• _Exercise description_
Repeat every line exactly, keeping the pictures out of the copy.
------ Recorded data ------
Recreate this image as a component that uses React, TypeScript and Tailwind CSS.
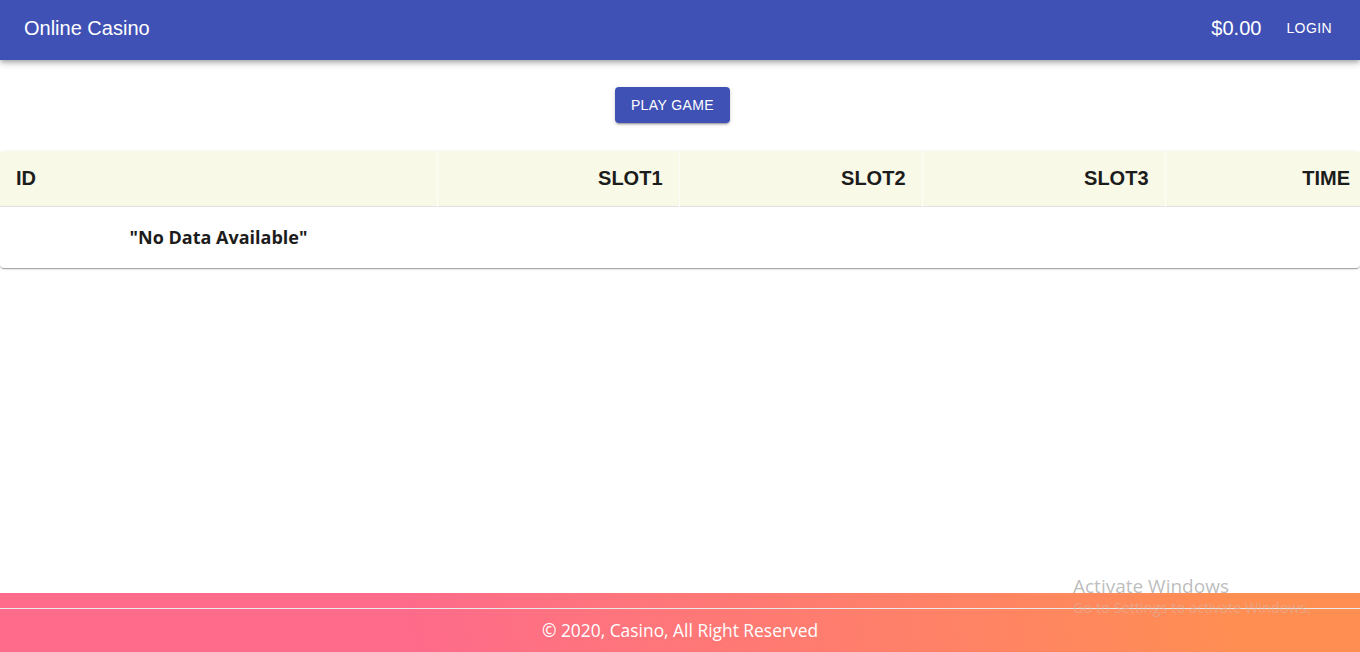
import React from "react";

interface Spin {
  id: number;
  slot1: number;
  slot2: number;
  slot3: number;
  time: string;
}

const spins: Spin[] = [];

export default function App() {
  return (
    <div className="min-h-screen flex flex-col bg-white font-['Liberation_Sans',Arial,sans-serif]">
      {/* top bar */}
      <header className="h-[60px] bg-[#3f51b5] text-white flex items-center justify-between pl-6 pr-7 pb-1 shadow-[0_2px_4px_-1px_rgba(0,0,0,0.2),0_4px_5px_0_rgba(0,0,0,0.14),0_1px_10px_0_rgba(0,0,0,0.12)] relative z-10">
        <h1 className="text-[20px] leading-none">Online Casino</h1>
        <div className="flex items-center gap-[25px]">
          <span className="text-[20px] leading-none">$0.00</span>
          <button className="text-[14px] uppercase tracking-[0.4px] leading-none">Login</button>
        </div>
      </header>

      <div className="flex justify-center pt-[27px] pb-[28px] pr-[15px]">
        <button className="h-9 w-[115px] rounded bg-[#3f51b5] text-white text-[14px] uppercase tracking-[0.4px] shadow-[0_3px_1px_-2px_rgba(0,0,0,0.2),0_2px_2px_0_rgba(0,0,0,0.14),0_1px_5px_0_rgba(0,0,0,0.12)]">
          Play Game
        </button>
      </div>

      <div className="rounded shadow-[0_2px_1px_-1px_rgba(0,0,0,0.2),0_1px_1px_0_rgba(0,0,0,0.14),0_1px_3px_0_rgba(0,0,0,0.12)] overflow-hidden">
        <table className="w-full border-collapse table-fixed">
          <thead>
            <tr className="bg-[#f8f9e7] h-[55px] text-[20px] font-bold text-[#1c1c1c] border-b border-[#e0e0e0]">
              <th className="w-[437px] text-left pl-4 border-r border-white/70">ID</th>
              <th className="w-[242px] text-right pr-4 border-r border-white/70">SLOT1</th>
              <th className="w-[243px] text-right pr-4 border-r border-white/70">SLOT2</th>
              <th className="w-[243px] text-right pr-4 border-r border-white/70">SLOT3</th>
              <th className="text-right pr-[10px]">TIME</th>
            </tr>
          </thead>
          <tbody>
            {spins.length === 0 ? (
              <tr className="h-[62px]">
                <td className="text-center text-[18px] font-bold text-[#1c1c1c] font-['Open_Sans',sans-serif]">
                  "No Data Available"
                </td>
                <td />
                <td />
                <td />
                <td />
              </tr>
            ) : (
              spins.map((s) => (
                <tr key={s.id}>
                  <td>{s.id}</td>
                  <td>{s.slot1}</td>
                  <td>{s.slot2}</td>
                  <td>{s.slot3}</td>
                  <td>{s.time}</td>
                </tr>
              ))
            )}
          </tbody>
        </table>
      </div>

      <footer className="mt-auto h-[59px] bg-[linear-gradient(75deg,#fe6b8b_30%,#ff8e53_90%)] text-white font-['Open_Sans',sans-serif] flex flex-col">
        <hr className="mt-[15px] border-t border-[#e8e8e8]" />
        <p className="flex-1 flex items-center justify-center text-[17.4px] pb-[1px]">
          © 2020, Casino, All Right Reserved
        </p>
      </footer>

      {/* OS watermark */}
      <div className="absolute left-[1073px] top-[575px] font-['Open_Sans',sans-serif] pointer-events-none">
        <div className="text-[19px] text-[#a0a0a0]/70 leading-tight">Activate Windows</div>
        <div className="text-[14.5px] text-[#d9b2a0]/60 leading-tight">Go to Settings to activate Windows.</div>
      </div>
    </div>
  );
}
------
• _Output_
Recreate this image as a component that uses React, TypeScript and Tailwind CSS.
import React from "react";

interface Spin {
  id: number;
  slot1: number;
  slot2: number;
  slot3: number;
  time: string;
}

const spins: Spin[] = [];

export default function App() {
  return (
    <div className="min-h-screen flex flex-col bg-white font-['Liberation_Sans',Arial,sans-serif]">
      {/* top bar */}
      <header className="h-[60px] bg-[#3f51b5] text-white flex items-center justify-between pl-6 pr-7 pb-1 shadow-[0_2px_4px_-1px_rgba(0,0,0,0.2),0_4px_5px_0_rgba(0,0,0,0.14),0_1px_10px_0_rgba(0,0,0,0.12)] relative z-10">
        <h1 className="text-[20px] leading-none">Online Casino</h1>
        <div className="flex items-center gap-[25px]">
          <span className="text-[20px] leading-none">$0.00</span>
          <button className="text-[14px] uppercase tracking-[0.4px] leading-none">Login</button>
        </div>
      </header>

      <div className="flex justify-center pt-[27px] pb-[28px] pr-[15px]">
        <button className="h-9 w-[115px] rounded bg-[#3f51b5] text-white text-[14px] uppercase tracking-[0.4px] shadow-[0_3px_1px_-2px_rgba(0,0,0,0.2),0_2px_2px_0_rgba(0,0,0,0.14),0_1px_5px_0_rgba(0,0,0,0.12)]">
          Play Game
        </button>
      </div>

      <div className="rounded shadow-[0_2px_1px_-1px_rgba(0,0,0,0.2),0_1px_1px_0_rgba(0,0,0,0.14),0_1px_3px_0_rgba(0,0,0,0.12)] overflow-hidden">
        <table className="w-full border-collapse table-fixed">
          <thead>
            <tr className="bg-[#f8f9e7] h-[55px] text-[20px] font-bold text-[#1c1c1c] border-b border-[#e0e0e0]">
              <th className="w-[437px] text-left pl-4 border-r border-white/70">ID</th>
              <th className="w-[242px] text-right pr-4 border-r border-white/70">SLOT1</th>
              <th className="w-[243px] text-right pr-4 border-r border-white/70">SLOT2</th>
              <th className="w-[243px] text-right pr-4 border-r border-white/70">SLOT3</th>
              <th className="text-right pr-[10px]">TIME</th>
            </tr>
          </thead>
          <tbody>
            {spins.length === 0 ? (
              <tr className="h-[62px]">
                <td className="text-center text-[18px] font-bold text-[#1c1c1c] font-['Open_Sans',sans-serif]">
                  "No Data Available"
                </td>
                <td />
                <td />
                <td />
                <td />
              </tr>
            ) : (
              spins.map((s) => (
                <tr key={s.id}>
                  <td>{s.id}</td>
                  <td>{s.slot1}</td>
                  <td>{s.slot2}</td>
                  <td>{s.slot3}</td>
                  <td>{s.time}</td>
                </tr>
              ))
            )}
          </tbody>
        </table>
      </div>

      <footer className="mt-auto h-[59px] bg-[linear-gradient(75deg,#fe6b8b_30%,#ff8e53_90%)] text-white font-['Open_Sans',sans-serif] flex flex-col">
        <hr className="mt-[15px] border-t border-[#e8e8e8]" />
        <p className="flex-1 flex items-center justify-center text-[17.4px] pb-[1px]">
          © 2020, Casino, All Right Reserved
        </p>
      </footer>

      {/* OS watermark */}
      <div className="absolute left-[1073px] top-[575px] font-['Open_Sans',sans-serif] pointer-events-none">
        <div className="text-[19px] text-[#a0a0a0]/70 leading-tight">Activate Windows</div>
        <div className="text-[14.5px] text-[#d9b2a0]/60 leading-tight">Go to Settings to activate Windows.</div>
      </div>
    </div>
  );
}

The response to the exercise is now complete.